**Given task**
Extract, from the listing that follows, each line containing the word "styles".

▶

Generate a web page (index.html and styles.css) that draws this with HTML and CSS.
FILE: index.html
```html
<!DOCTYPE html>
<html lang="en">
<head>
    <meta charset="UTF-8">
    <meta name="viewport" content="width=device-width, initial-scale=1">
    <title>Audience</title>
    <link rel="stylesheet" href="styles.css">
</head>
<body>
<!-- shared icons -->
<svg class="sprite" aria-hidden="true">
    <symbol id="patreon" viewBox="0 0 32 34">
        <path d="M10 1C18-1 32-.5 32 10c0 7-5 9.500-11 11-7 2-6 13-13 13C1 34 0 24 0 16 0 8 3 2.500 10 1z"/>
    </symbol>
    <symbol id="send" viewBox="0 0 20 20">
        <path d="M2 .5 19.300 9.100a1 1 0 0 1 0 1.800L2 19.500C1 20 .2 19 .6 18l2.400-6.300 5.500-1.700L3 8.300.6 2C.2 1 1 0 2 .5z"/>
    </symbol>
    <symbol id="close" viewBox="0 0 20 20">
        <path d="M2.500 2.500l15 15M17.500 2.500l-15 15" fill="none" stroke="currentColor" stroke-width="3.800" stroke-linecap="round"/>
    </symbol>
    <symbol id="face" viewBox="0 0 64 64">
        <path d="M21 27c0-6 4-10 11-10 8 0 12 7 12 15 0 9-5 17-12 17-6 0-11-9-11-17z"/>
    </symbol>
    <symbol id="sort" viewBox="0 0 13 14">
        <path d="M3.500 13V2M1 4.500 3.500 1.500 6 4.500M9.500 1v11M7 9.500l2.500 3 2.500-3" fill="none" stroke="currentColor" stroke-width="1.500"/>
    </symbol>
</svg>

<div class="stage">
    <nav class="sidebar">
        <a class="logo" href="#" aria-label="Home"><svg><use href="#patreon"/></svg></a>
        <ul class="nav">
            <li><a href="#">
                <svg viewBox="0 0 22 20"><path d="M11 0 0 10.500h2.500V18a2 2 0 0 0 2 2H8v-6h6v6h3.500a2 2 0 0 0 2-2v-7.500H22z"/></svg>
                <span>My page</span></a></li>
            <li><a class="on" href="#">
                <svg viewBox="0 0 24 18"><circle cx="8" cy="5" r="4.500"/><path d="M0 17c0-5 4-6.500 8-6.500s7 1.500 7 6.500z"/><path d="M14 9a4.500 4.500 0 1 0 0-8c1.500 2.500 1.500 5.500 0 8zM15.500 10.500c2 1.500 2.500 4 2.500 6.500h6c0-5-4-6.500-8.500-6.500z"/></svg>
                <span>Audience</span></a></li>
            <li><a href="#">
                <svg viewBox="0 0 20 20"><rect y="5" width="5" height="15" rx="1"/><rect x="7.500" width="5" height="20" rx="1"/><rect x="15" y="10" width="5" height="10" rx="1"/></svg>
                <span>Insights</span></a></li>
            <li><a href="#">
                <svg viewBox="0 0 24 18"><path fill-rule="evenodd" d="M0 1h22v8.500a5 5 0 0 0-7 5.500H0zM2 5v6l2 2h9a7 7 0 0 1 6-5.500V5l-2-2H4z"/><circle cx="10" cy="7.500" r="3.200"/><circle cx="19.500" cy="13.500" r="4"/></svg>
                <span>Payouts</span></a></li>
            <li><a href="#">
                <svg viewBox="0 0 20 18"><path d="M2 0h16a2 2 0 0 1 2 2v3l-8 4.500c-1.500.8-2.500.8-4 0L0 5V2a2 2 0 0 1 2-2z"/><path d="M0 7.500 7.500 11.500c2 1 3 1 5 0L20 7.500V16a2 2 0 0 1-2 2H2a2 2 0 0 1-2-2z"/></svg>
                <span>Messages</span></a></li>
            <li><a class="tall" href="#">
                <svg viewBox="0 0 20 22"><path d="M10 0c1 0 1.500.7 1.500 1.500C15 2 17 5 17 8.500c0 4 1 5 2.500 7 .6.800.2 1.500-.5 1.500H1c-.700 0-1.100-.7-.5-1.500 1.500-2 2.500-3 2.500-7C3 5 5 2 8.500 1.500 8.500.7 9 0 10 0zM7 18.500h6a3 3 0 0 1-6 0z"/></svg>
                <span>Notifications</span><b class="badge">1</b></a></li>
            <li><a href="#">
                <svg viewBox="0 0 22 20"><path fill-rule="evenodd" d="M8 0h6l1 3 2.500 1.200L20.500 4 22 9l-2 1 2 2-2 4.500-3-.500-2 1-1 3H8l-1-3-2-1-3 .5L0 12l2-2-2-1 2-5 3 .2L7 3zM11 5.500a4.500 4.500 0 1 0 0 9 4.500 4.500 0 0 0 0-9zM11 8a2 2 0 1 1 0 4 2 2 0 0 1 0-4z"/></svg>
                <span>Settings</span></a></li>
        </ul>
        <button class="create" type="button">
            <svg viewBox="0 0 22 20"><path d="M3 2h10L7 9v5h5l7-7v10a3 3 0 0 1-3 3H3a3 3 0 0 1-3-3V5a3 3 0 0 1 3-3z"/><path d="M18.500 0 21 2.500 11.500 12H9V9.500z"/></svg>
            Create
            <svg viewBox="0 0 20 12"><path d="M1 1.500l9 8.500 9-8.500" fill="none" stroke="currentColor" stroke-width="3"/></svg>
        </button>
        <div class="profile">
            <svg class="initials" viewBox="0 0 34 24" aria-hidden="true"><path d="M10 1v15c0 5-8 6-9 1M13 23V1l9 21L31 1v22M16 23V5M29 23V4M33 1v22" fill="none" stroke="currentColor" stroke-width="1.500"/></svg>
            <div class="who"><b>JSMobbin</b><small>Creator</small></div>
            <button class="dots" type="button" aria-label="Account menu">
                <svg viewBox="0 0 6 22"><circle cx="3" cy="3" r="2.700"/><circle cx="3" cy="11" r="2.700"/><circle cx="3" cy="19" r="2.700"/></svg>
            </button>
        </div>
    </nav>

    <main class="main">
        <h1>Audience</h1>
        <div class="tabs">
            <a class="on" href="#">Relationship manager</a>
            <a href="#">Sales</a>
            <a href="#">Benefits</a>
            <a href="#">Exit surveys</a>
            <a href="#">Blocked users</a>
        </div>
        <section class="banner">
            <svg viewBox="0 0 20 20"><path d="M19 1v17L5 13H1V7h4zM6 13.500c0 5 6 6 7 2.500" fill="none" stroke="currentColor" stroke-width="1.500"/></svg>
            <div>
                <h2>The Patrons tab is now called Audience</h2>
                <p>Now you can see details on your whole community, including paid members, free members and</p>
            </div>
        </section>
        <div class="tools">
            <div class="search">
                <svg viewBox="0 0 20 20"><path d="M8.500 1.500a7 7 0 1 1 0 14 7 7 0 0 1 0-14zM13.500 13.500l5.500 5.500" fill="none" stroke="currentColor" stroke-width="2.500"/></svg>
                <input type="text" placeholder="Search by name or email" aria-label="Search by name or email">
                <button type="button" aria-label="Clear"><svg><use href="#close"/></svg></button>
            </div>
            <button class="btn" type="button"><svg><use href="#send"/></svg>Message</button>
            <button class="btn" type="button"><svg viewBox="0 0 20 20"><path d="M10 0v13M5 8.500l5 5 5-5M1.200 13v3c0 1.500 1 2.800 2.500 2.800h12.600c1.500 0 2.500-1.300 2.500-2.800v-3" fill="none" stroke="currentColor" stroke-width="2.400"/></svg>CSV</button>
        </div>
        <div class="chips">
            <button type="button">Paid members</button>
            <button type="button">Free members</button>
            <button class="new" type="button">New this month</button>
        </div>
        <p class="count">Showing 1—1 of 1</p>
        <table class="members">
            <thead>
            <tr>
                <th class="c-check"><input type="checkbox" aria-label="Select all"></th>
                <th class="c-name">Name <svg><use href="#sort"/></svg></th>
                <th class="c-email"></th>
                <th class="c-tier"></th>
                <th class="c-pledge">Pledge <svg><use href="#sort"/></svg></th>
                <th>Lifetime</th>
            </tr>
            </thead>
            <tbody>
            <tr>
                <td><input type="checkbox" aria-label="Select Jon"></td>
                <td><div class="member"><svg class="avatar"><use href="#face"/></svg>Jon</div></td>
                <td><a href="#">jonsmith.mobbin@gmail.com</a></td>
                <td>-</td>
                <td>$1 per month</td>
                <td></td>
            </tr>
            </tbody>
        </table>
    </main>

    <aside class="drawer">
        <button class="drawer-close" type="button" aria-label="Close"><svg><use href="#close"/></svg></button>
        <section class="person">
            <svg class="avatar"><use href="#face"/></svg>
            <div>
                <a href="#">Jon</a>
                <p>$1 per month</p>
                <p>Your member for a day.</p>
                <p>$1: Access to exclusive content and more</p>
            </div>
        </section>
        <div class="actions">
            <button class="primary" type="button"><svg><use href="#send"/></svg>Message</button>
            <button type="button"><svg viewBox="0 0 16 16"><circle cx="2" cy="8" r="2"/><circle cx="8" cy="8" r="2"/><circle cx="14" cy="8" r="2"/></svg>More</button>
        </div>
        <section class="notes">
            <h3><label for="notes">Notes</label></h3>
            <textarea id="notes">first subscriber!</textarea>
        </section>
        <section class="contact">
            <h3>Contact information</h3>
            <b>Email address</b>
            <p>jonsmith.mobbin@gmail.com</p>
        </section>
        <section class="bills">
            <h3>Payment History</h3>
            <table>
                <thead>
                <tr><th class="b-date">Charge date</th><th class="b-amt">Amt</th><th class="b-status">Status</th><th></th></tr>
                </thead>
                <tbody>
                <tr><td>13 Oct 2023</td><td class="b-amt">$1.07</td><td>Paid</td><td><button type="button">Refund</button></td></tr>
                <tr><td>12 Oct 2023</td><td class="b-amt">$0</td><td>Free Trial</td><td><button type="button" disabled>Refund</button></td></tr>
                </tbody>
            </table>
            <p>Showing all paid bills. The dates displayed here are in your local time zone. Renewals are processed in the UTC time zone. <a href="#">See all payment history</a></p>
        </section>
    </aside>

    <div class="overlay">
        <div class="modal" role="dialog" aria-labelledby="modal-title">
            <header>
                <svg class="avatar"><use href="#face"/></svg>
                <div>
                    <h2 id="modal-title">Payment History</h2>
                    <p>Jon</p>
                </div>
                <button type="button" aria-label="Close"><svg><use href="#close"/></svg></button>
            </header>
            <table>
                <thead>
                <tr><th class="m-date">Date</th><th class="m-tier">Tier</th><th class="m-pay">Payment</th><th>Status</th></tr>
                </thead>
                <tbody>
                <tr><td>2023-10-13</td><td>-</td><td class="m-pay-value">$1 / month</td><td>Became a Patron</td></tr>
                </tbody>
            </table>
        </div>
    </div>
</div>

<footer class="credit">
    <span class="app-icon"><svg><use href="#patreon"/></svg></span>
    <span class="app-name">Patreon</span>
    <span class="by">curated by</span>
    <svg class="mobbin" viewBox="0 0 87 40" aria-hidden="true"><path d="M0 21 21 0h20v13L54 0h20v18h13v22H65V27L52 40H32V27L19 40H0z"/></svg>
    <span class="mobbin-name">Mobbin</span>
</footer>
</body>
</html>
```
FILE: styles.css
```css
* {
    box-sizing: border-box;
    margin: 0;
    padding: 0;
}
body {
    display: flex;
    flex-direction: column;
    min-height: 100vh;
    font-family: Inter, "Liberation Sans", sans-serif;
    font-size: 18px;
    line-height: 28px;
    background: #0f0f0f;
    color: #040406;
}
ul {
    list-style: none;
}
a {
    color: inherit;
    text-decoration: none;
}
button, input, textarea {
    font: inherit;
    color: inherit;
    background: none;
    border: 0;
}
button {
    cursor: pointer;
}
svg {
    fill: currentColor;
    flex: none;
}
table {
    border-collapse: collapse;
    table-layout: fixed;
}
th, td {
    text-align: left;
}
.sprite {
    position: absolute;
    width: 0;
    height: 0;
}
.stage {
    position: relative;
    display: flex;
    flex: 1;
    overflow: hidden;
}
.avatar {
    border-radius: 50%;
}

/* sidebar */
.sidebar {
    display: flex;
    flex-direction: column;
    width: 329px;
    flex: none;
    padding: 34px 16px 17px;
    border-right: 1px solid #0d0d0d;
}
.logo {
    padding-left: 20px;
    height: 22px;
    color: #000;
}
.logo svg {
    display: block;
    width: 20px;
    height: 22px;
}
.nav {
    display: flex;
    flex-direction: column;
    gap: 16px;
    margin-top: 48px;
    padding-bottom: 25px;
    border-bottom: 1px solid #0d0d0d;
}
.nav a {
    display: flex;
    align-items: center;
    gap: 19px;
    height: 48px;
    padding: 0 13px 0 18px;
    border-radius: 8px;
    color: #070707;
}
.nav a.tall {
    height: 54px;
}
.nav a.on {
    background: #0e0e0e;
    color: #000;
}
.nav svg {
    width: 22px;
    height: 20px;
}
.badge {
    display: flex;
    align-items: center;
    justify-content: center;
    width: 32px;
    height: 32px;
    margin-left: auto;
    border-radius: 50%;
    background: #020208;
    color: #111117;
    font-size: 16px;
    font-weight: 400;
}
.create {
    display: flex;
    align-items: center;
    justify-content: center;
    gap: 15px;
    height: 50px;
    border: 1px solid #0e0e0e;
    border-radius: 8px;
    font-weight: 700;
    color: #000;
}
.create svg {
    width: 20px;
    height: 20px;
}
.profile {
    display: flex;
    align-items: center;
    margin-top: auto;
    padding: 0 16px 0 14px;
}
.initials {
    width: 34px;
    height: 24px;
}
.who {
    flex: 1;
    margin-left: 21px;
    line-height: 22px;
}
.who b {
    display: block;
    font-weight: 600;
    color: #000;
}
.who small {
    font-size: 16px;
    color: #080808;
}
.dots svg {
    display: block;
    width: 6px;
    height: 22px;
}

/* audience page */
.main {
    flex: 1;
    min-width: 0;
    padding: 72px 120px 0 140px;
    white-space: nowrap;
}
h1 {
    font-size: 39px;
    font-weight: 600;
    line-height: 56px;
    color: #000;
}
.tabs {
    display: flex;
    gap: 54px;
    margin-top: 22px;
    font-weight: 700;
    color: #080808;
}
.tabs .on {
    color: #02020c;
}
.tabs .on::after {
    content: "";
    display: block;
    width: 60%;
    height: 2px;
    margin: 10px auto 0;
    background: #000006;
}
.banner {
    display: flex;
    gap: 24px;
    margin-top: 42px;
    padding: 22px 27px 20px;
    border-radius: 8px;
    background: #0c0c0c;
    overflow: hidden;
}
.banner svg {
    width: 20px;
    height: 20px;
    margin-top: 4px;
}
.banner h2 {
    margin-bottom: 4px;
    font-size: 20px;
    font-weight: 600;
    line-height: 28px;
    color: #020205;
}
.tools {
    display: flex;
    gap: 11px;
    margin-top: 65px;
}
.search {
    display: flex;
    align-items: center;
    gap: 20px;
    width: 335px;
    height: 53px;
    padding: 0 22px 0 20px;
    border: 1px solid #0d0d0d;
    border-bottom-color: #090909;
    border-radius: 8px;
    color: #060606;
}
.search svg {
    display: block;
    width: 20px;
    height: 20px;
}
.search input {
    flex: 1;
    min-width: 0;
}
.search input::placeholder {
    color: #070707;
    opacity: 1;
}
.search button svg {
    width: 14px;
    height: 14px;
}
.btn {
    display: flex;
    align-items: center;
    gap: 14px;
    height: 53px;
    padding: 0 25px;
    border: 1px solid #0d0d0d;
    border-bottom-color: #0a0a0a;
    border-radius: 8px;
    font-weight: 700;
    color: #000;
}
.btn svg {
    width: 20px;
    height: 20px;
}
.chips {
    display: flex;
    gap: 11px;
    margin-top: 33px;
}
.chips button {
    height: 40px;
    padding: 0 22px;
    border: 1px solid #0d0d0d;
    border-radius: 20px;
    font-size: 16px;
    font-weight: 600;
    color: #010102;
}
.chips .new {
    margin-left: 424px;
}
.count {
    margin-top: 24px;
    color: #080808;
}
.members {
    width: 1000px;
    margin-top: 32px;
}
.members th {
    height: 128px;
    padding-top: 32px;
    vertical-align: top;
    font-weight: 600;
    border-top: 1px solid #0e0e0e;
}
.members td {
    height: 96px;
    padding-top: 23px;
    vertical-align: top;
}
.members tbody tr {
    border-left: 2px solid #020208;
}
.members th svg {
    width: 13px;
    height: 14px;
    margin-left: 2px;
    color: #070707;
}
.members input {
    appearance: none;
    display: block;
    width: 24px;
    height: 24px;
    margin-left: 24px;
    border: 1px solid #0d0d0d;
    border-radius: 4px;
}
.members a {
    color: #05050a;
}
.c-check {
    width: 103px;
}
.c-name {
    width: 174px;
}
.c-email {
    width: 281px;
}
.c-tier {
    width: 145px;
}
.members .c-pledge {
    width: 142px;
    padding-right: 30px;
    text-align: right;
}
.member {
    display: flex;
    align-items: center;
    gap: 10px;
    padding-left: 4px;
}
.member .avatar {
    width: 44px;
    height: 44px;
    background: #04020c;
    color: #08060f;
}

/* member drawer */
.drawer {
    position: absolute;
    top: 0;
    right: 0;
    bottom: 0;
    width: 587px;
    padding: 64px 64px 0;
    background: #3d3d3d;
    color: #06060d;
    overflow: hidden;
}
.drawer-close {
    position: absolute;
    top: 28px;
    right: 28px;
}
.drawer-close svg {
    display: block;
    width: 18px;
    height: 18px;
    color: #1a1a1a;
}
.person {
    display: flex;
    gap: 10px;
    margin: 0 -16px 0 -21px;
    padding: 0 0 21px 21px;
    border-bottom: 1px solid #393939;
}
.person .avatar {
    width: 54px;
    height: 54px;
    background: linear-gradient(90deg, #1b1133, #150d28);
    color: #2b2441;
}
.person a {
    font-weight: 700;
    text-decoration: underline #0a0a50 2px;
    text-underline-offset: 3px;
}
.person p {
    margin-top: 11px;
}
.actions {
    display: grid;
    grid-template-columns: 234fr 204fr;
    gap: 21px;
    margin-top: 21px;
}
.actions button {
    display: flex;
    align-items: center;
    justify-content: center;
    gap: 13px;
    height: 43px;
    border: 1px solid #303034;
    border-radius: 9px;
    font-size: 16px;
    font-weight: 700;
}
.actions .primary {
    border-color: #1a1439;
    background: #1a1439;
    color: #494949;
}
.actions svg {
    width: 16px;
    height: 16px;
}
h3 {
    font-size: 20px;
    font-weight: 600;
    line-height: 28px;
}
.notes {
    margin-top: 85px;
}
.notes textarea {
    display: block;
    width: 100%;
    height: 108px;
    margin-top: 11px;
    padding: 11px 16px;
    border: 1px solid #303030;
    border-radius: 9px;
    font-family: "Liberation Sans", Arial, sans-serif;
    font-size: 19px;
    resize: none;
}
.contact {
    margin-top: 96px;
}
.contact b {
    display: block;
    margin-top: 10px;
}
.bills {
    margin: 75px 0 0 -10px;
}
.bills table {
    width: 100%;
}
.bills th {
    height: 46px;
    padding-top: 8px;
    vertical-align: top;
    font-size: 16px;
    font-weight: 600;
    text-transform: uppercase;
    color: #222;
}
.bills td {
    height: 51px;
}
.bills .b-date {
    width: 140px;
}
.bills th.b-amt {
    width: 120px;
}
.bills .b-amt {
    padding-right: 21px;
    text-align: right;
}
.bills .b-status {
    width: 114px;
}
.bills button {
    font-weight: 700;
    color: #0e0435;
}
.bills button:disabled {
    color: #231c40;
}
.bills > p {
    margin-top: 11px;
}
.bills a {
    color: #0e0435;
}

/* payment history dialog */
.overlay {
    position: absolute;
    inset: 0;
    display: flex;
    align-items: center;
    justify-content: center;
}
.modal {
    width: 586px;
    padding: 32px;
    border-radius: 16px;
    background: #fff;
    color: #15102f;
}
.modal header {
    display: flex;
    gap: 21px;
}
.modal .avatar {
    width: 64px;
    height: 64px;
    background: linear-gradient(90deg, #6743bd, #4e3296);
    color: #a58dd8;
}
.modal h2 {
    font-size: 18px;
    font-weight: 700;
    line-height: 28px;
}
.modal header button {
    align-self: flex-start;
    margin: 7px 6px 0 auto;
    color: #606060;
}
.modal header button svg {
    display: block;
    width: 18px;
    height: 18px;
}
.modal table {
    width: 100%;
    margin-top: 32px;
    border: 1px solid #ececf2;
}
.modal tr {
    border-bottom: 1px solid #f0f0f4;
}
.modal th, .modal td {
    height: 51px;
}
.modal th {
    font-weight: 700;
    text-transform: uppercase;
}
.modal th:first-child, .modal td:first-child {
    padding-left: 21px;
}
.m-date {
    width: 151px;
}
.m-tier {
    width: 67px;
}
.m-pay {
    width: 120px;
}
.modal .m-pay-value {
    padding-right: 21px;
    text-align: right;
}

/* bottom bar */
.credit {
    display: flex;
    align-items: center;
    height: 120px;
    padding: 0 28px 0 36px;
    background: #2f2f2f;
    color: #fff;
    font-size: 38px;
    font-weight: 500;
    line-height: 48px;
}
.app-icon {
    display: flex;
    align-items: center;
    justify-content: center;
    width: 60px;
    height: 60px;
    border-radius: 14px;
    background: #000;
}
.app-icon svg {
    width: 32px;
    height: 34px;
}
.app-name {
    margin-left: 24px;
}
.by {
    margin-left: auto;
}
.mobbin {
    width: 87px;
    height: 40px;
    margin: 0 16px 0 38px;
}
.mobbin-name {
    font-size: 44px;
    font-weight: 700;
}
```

◀

**Solution to this problem**
Generate a web page (index.html and styles.css) that draws this with HTML and CSS.
    <link rel="stylesheet" href="styles.css">
FILE: styles.css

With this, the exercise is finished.